## TASK DIRECTIONS
Go through the data and copy every line exactly, but not the images.

## SUPPLIED INFORMATION
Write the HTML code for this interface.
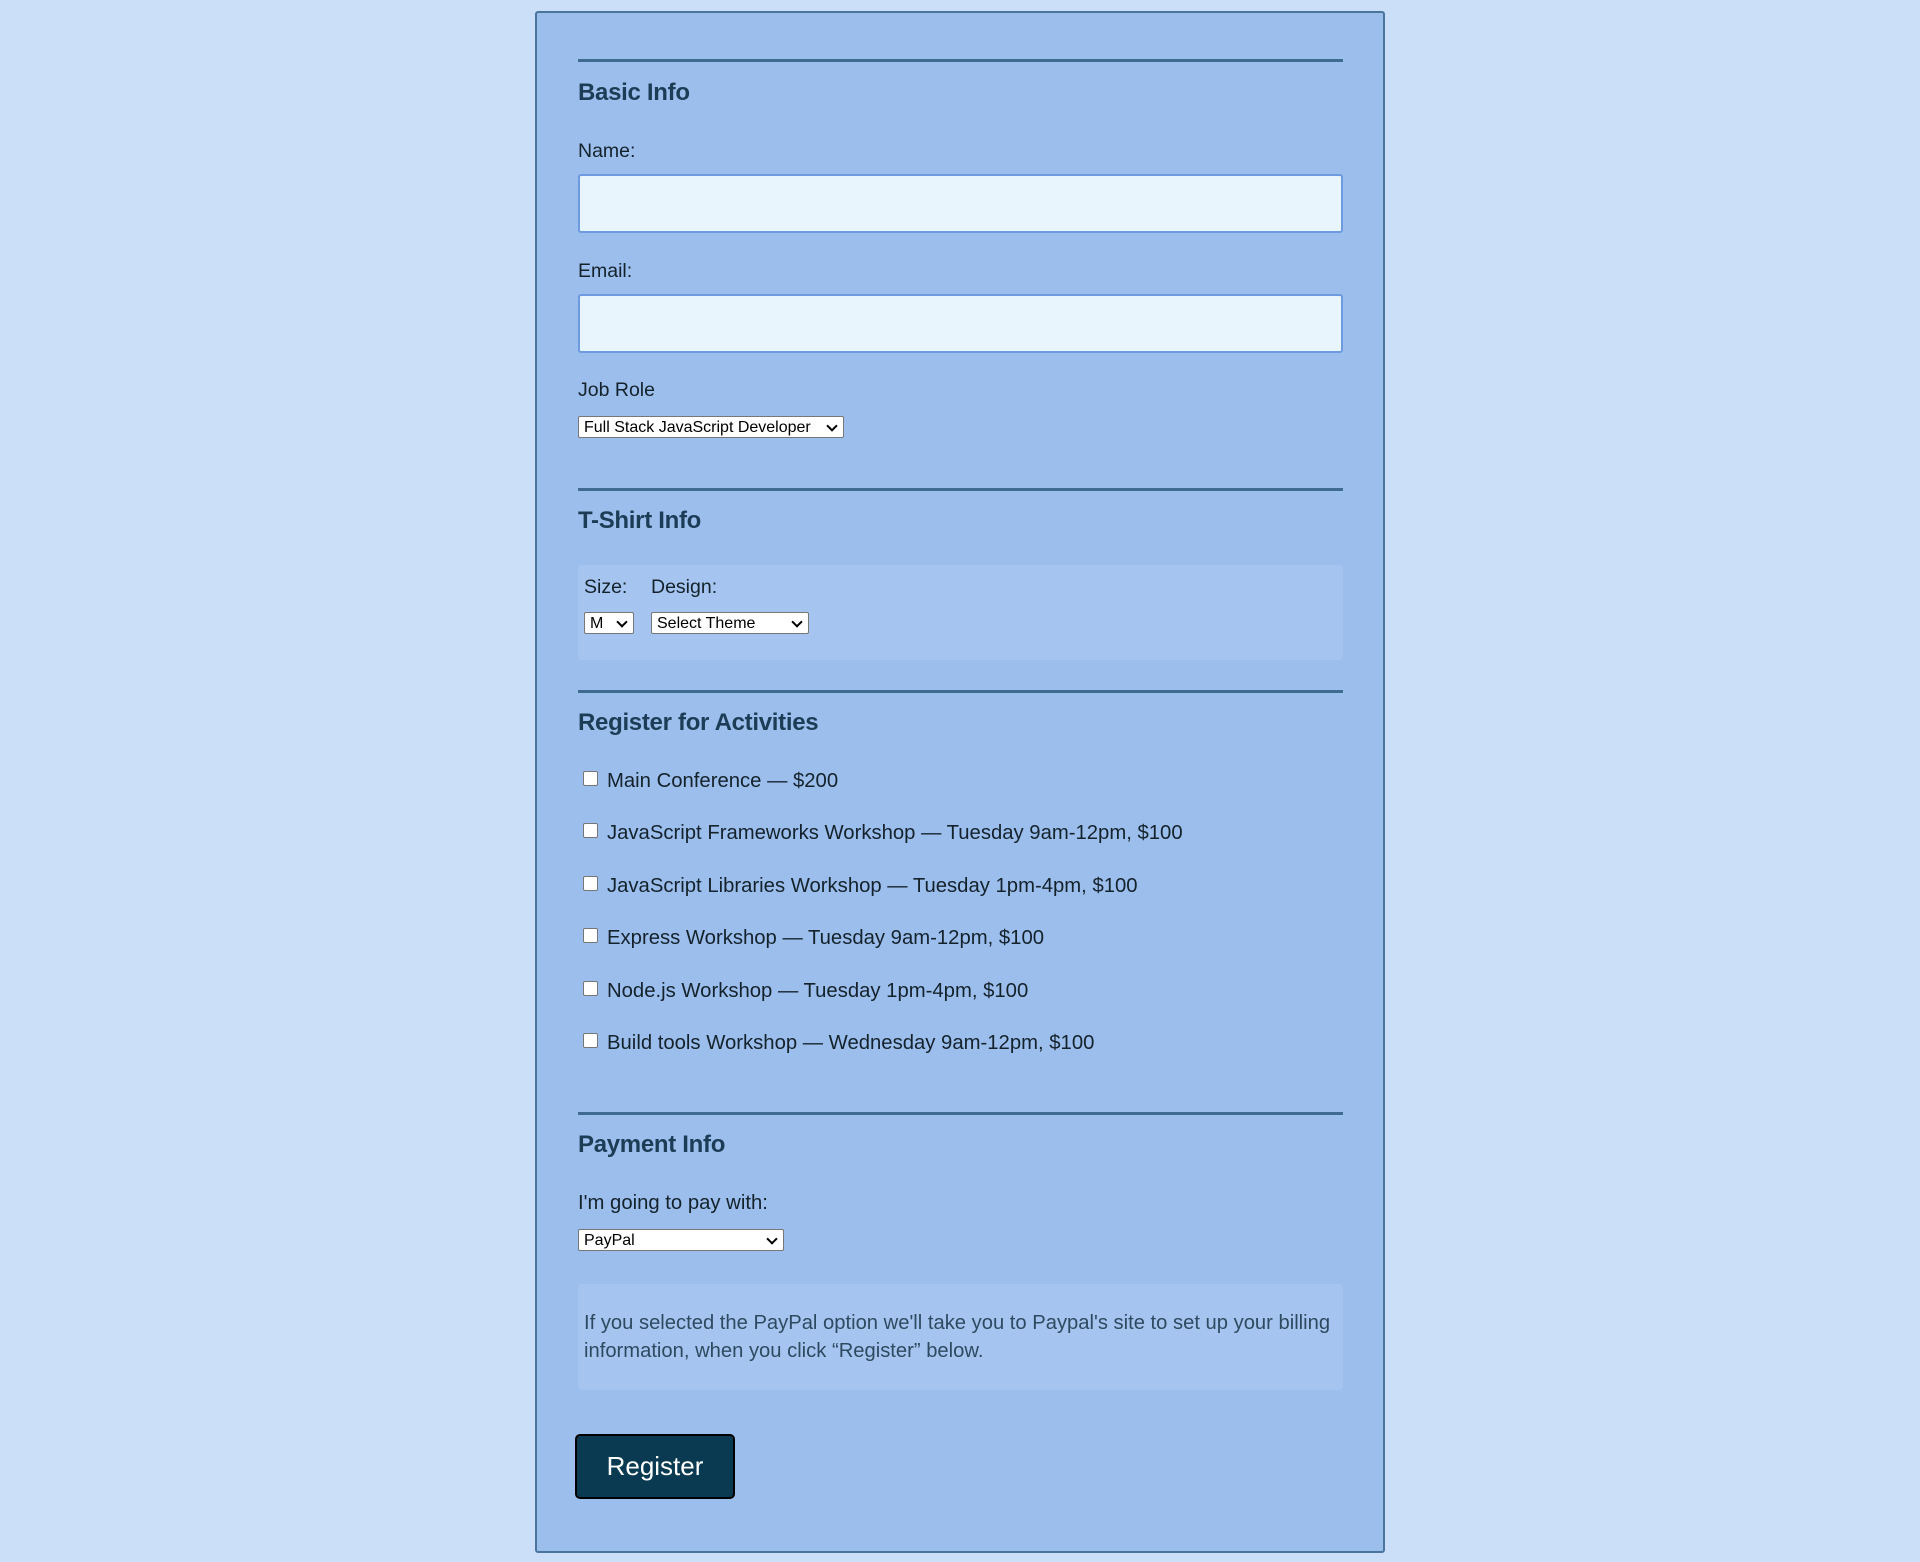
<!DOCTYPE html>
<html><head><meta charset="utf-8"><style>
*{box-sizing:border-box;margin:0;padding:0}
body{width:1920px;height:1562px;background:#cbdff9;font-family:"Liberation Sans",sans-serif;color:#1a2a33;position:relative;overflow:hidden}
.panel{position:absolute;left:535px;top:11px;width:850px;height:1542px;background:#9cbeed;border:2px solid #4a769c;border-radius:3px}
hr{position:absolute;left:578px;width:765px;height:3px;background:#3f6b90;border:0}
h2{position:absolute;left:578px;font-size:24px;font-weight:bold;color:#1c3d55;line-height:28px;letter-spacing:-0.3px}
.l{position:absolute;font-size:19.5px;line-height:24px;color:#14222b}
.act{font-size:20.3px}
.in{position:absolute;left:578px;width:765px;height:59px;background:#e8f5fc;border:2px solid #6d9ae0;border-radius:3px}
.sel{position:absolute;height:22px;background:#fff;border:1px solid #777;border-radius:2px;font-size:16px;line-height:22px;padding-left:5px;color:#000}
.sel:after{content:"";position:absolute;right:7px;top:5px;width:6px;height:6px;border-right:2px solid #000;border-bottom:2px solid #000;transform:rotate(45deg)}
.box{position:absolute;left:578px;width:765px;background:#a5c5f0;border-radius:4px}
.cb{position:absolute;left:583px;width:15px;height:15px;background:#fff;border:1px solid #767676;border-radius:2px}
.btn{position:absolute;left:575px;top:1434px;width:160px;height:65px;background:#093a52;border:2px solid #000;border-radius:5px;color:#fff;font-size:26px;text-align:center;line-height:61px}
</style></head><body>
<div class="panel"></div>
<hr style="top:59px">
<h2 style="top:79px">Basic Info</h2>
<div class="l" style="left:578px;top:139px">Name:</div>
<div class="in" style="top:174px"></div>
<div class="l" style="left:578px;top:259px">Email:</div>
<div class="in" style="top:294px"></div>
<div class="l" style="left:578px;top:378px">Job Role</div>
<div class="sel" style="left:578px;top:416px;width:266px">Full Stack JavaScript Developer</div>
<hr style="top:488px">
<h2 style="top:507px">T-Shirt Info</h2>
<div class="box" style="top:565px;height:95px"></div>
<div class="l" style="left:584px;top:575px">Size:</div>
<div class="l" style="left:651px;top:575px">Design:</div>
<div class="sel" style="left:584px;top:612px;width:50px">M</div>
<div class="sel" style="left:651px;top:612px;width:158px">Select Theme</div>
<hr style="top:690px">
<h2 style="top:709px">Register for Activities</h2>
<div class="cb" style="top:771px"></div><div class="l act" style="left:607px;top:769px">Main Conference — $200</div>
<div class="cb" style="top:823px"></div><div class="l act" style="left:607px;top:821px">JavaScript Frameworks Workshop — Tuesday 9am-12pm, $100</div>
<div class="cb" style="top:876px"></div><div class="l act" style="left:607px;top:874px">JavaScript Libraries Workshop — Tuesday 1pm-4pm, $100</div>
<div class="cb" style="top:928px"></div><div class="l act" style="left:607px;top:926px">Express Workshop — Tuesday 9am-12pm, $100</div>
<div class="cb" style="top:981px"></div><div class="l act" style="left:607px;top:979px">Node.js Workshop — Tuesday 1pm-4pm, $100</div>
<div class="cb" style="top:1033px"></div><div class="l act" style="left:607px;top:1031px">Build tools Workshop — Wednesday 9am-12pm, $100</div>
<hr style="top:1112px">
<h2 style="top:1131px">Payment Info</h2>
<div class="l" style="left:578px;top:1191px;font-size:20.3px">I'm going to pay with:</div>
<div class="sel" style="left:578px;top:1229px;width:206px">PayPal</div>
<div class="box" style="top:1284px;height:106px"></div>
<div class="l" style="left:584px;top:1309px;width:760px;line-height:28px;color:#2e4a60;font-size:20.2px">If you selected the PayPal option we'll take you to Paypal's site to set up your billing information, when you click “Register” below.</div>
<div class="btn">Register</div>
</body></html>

## THE SOLUTION
Write the HTML code for this interface.
<!DOCTYPE html>
<html><head><meta charset="utf-8"><style>
*{box-sizing:border-box;margin:0;padding:0}
body{width:1920px;height:1562px;background:#cbdff9;font-family:"Liberation Sans",sans-serif;color:#1a2a33;position:relative;overflow:hidden}
.panel{position:absolute;left:535px;top:11px;width:850px;height:1542px;background:#9cbeed;border:2px solid #4a769c;border-radius:3px}
hr{position:absolute;left:578px;width:765px;height:3px;background:#3f6b90;border:0}
h2{position:absolute;left:578px;font-size:24px;font-weight:bold;color:#1c3d55;line-height:28px;letter-spacing:-0.3px}
.l{position:absolute;font-size:19.5px;line-height:24px;color:#14222b}
.act{font-size:20.3px}
.in{position:absolute;left:578px;width:765px;height:59px;background:#e8f5fc;border:2px solid #6d9ae0;border-radius:3px}
.sel{position:absolute;height:22px;background:#fff;border:1px solid #777;border-radius:2px;font-size:16px;line-height:22px;padding-left:5px;color:#000}
.sel:after{content:"";position:absolute;right:7px;top:5px;width:6px;height:6px;border-right:2px solid #000;border-bottom:2px solid #000;transform:rotate(45deg)}
.box{position:absolute;left:578px;width:765px;background:#a5c5f0;border-radius:4px}
.cb{position:absolute;left:583px;width:15px;height:15px;background:#fff;border:1px solid #767676;border-radius:2px}
.btn{position:absolute;left:575px;top:1434px;width:160px;height:65px;background:#093a52;border:2px solid #000;border-radius:5px;color:#fff;font-size:26px;text-align:center;line-height:61px}
</style></head><body>
<div class="panel"></div>
<hr style="top:59px">
<h2 style="top:79px">Basic Info</h2>
<div class="l" style="left:578px;top:139px">Name:</div>
<div class="in" style="top:174px"></div>
<div class="l" style="left:578px;top:259px">Email:</div>
<div class="in" style="top:294px"></div>
<div class="l" style="left:578px;top:378px">Job Role</div>
<div class="sel" style="left:578px;top:416px;width:266px">Full Stack JavaScript Developer</div>
<hr style="top:488px">
<h2 style="top:507px">T-Shirt Info</h2>
<div class="box" style="top:565px;height:95px"></div>
<div class="l" style="left:584px;top:575px">Size:</div>
<div class="l" style="left:651px;top:575px">Design:</div>
<div class="sel" style="left:584px;top:612px;width:50px">M</div>
<div class="sel" style="left:651px;top:612px;width:158px">Select Theme</div>
<hr style="top:690px">
<h2 style="top:709px">Register for Activities</h2>
<div class="cb" style="top:771px"></div><div class="l act" style="left:607px;top:769px">Main Conference — $200</div>
<div class="cb" style="top:823px"></div><div class="l act" style="left:607px;top:821px">JavaScript Frameworks Workshop — Tuesday 9am-12pm, $100</div>
<div class="cb" style="top:876px"></div><div class="l act" style="left:607px;top:874px">JavaScript Libraries Workshop — Tuesday 1pm-4pm, $100</div>
<div class="cb" style="top:928px"></div><div class="l act" style="left:607px;top:926px">Express Workshop — Tuesday 9am-12pm, $100</div>
<div class="cb" style="top:981px"></div><div class="l act" style="left:607px;top:979px">Node.js Workshop — Tuesday 1pm-4pm, $100</div>
<div class="cb" style="top:1033px"></div><div class="l act" style="left:607px;top:1031px">Build tools Workshop — Wednesday 9am-12pm, $100</div>
<hr style="top:1112px">
<h2 style="top:1131px">Payment Info</h2>
<div class="l" style="left:578px;top:1191px;font-size:20.3px">I'm going to pay with:</div>
<div class="sel" style="left:578px;top:1229px;width:206px">PayPal</div>
<div class="box" style="top:1284px;height:106px"></div>
<div class="l" style="left:584px;top:1309px;width:760px;line-height:28px;color:#2e4a60;font-size:20.2px">If you selected the PayPal option we'll take you to Paypal's site to set up your billing information, when you click “Register” below.</div>
<div class="btn">Register</div>
</body></html>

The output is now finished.